I’d like to hear an Openfire developer’s take on this to see if they agree.

That is very interesting. I assume the connection would timeout though if it doesn’t get a response?

Nothing to do with the ACK but is anyone using the User Service Plugin? I just restarted this and our memory usage surprisingly dropped by about 300MB? I will have a look at the source code in this also to see if I can see any potential issues.

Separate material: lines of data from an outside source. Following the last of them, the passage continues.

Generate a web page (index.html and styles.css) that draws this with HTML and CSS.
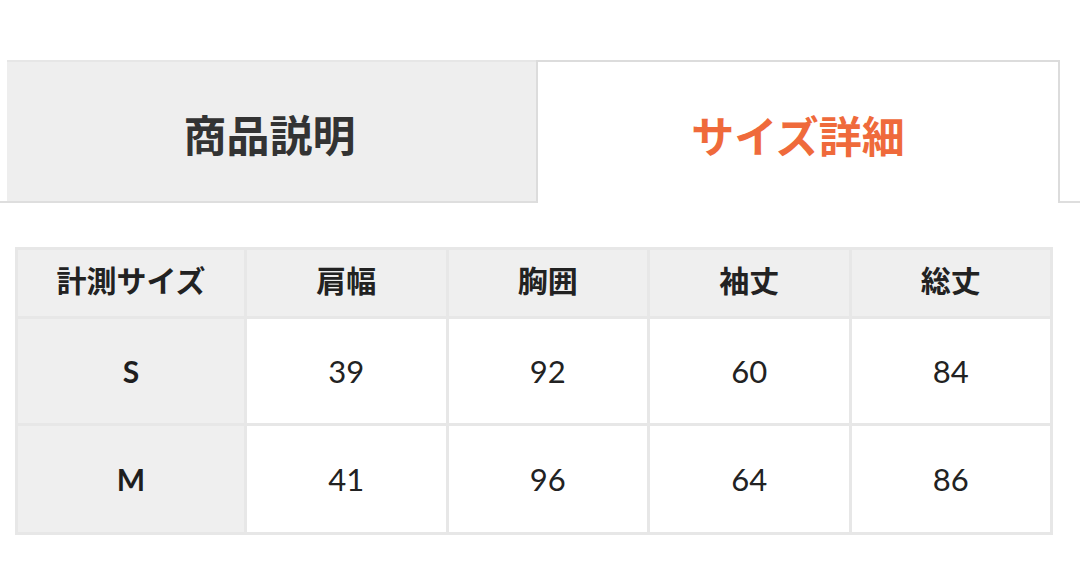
FILE: index.html
```html
<!DOCTYPE html>
<html lang="ja">
<head>
<meta charset="utf-8">
<title>サイズ詳細</title>
<link rel="stylesheet" href="styles.css">
</head>
<body>
<div class="tabs">
  <div class="tab-spacer left"></div>
  <div class="tab">商品説明</div>
  <div class="tab active">サイズ詳細</div>
  <div class="tab-spacer right"></div>
</div>
<div class="table-wrap">
  <table class="size-table">
    <colgroup>
      <col class="c-first">
      <col><col><col><col>
    </colgroup>
    <thead>
      <tr>
        <th>計測サイズ</th><th>肩幅</th><th>胸囲</th><th>袖丈</th><th>総丈</th>
      </tr>
    </thead>
    <tbody>
      <tr class="r1">
        <th class="size">S</th><td>39</td><td>92</td><td>60</td><td>84</td>
      </tr>
      <tr class="r2">
        <th class="size">M</th><td>41</td><td>96</td><td>64</td><td>86</td>
      </tr>
    </tbody>
  </table>
</div>
</body>
</html>
```

FILE: styles.css
```css
html, body {
  margin: 0;
  padding: 0;
  background: #ffffff;
}
body {
  width: 1080px;
  font-family: "Noto Sans CJK JP", "Noto Sans", sans-serif;
  color: #222;
}
.tabs {
  display: flex;
  padding-top: 60px;
  height: 203px;
  box-sizing: border-box;
}
.tab-spacer {
  border-bottom: 2px solid #dedede;
}
.tab-spacer.left { width: 7px; }
.tab-spacer.right { flex: 1; }
.tab {
  box-sizing: border-box;
  height: 100%;
  display: flex;
  align-items: center;
  justify-content: center;
  font-weight: 700;
  font-size: 43px;
  line-height: 1;
  padding-top: 3px;
}
.tab:not(.active) {
  width: 529px;
  background: #eeeeee;
  color: #333333;
  border-top: 2px solid #e6e6e6;
  border-bottom: 2px solid #dedede;
  padding-right: 4px;
}
.tab.active {
  width: 524px;
  background: #ffffff;
  color: #ef6a3b;
  border: 2px solid #dcdcdc;
  border-bottom: none;
}
.table-wrap {
  padding: 44px 0 0 15px;
}
.size-table {
  width: 1038px;
  table-layout: fixed;
  border-collapse: collapse;
  border: 3px solid #e7e7e7;
}
.size-table col.c-first { width: 229px; }
.size-table th,
.size-table td {
  border: 3px solid #e7e7e7;
  text-align: center;
  padding: 0;
}
.size-table thead th {
  height: 58px;
  background: #efefef;
  font-size: 30px;
  font-weight: 700;
  color: #222;
  padding-bottom: 8px;
}
.size-table tbody th.size {
  background: #efefef;
  font-family: "Lato", "Noto Sans", sans-serif;
  font-weight: 700;
  font-size: 30px;
  color: #1e1e1e;
}
.size-table tbody td {
  background: #ffffff;
  font-family: "Lato", "Noto Sans", sans-serif;
  font-size: 31px;
  color: #222;
}
.size-table tr.r1 th, .size-table tr.r1 td { height: 104px; }
.size-table tr.r2 th, .size-table tr.r2 td { height: 106px; }
```
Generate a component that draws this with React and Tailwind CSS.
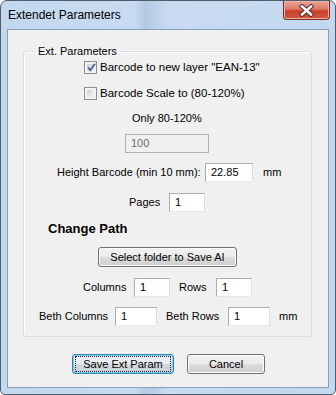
import React from 'react';

const font = "font-['Liberation_Sans',Arial,sans-serif]";

function CheckBox({ checked }) {
  return (
    <span className="relative flex h-[13px] w-[13px] shrink-0 border border-[#8e8f8f] bg-[#f4f4f4] p-[2px]">
      <span className="flex-1 bg-[linear-gradient(135deg,#c9ccd1_0%,#e4e6e9_55%,#f7f7f7_100%)]" />
      {checked && (
        <svg className="absolute left-[1px] top-[0px]" width="11" height="11" viewBox="0 0 11 11">
          <path d="M2 5.5 L4.4 8.2 L9 1.8" fill="none" stroke="#4a5d94" strokeWidth="1.8" />
        </svg>
      )}
    </span>
  );
}

function Field({ value, w, disabled }) {
  return (
    <div
      className={`flex h-[19px] items-center border pl-[5px] text-[11px] ${
        disabled
          ? 'border-[#adb2b5] bg-[#f0f0f0] text-[#6d6d6d]'
          : 'border-[#abadb3] border-b-[#e3e9ef] border-r-[#dbdfe6] bg-white text-black'
      } ${w}`}
    >
      {value}
    </div>
  );
}

function WinButton({ children, w, isDefault }) {
  return (
    <button
      type="button"
      className={`flex h-[20px] items-center justify-center rounded-[3px] border text-[11px] text-black ${w} ${
        isDefault
          ? 'border-[#3c7fb1] bg-[linear-gradient(180deg,#eef1f3_0%,#e8ebee_50%,#d6dadf_50%,#c9cfd5_100%)] shadow-[inset_0_0_0_1px_#7ed0f0]'
          : 'border-[#707070] bg-[linear-gradient(180deg,#f2f2f2_0%,#ebebeb_50%,#dddddd_50%,#cfcfcf_100%)] shadow-[inset_0_0_0_1px_#fcfcfc]'
      }`}
    >
      {isDefault ? (
        <span className="flex h-[14px] w-[94px] items-center justify-center outline-1 outline-dotted outline-[#222]">
          {children}
        </span>
      ) : (
        children
      )}
    </button>
  );
}

export default function App() {
  return (
    <div className={`h-[395px] w-[336px] bg-white ${font}`}>
      <div className="flex h-full w-full flex-col rounded-t-[7px] rounded-b-[5px] border border-[#4e5d6e] bg-[linear-gradient(90deg,#c3d8ef_0%,#c8dbf0_40%,#b3cae3_43%,#bad0e8_46%,#c8dbf0_50%,#c3d8ef_100%)]">
        {/* title bar */}
        <div className="flex h-[28px] items-start">
          <span className="pl-[7px] pt-[7px] text-[12px] leading-[14px] text-black">Extendet Parameters</span>
          <div className="ml-auto mr-[5px] flex h-[19px] w-[47px] items-center justify-center rounded-b-[4px] border border-t-0 border-[#7b2c22] bg-[linear-gradient(180deg,#e9a596_0%,#dc7a66_45%,#c8412c_55%,#d2573f_100%)] shadow-[inset_0_0_0_1px_#efb2a5]">
            <svg width="15" height="13" viewBox="0 0 15 13">
              <path d="M3 2.5 L12 10.5 M12 2.5 L3 10.5" stroke="#4a2a25" strokeWidth="4.4" strokeLinecap="square" />
              <path d="M3 2.5 L12 10.5 M12 2.5 L3 10.5" stroke="#ffffff" strokeWidth="2.6" strokeLinecap="square" />
            </svg>
          </div>
        </div>

        {/* client area */}
        <div className="mx-[6px] flex h-[359px] flex-col border border-[#8a9fba] bg-[#f0f0f0]">
          <fieldset className="ml-[15px] mr-[16px] mt-[14px] rounded-[3px] border border-[#d5dfe5] pb-[10px] shadow-[inset_1px_1px_0_#fff]">
            <legend className="ml-[11px] px-[3px] text-[11px] leading-[14px] text-black">Ext. Parameters</legend>

            <div className="mt-[3px] flex h-[13px] items-center pl-[60px]">
              <CheckBox checked />
              <span className="ml-[3px] text-[11.5px] text-black">Barcode to new layer "EAN-13"</span>
            </div>
            <div className="mt-[13px] flex h-[13px] items-center pl-[60px]">
              <CheckBox />
              <span className="ml-[3px] text-[11.5px] text-black">Barcode Scale to (80-120%)</span>
            </div>
            <div className="mt-[11px] flex h-[14px] items-center pl-[108px] text-[11px]">Only 80-120%</div>
            <div className="mt-[9px] flex pl-[101px]">
              <Field value="100" w="w-[84px]" disabled />
            </div>
            <div className="mt-[10px] flex items-center pl-[33px] text-[11px]">
              <span className="w-[148px]">Height Barcode (min 10 mm):</span>
              <Field value="22.85" w="w-[48px]" />
              <span className="ml-[10px]">mm</span>
            </div>
            <div className="mt-[11px] flex items-center pl-[105px] text-[11px]">
              <span className="w-[40px]">Pages</span>
              <Field value="1" w="w-[36px]" />
            </div>
            <div className="mt-[10px] flex h-[14px] items-center pl-[24px] text-[13px] font-bold">Change Path</div>
            <div className="mt-[11px] flex pl-[74px]">
              <WinButton w="w-[139px] h-[19px]">Select folder to Save AI</WinButton>
            </div>
            <div className="mt-[11px] flex items-center pl-[59px] text-[11px]">
              <span className="w-[51px]">Columns</span>
              <Field value="1" w="w-[36px]" />
              <span className="ml-[9px] w-[37px]">Rows</span>
              <Field value="1" w="w-[36px]" />
            </div>
            <div className="mt-[10px] flex items-center pl-[15px] text-[11px]">
              <span className="w-[76px]">Beth Columns</span>
              <Field value="1" w="w-[42px]" />
              <span className="ml-[9px] w-[62px]">Beth Rows</span>
              <Field value="1" w="w-[42px]" />
              <span className="ml-[9px]">mm</span>
            </div>
          </fieldset>

          <div className="mt-[17px] flex gap-[13px] pl-[64px]">
            <WinButton w="w-[102px]" isDefault>Save Ext Param</WinButton>
            <WinButton w="w-[78px]">Cancel</WinButton>
          </div>
        </div>
      </div>
    </div>
  );
}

I’ve filed a bug upstream against Empathy too: https://bugzilla.gnome.org/show_bug.cgi?id=598522

We are using loadrunner8.1.

We cannot solve the problem of memory leak.

The tsung is just a tool.

Why the team don’t look at this thread!

moviebat wrote:

Why the team don’t look at this thread!

Official JiveSoftware developers dont work actively on this project anymore, so there is only a group of users who try to fix issues and answer basic questions. It seems that there is only a small number of users doing load tests, so there is not much information about this.

We’re now using Tsung to load test rather than Grinder and we’re getting the same issues.

Does anyone know of an Openfire installation being used in any large-ish scale production environment? We’re at the stage where I think we’re going to have to abandon Openfire and use something like ejabberd : (

Reported to Empathy mailing list now too.

Open-source can be frustrating sometimes. I’ve now reported this in Ubuntu Launchpad (try upstream), Gnome Bugzilla (try upstream) and now Freedesktop.org. I wish there was only one place to do this.

http://lists.freedesktop.org/archives/telepathy/2009-October/003941.html

If anyone can help with the inner workings of the server for the guys at Telepathy that’d be really useful. Java isn’t my strong point.

mikeycmccarthy wrote:

(…)
Does anyone know of an Openfire installation being used in any large-ish scale production environment?

Nimbuzz currently uses Openfire. Earlier this year, they passed the 10 million download mark of one of their clients.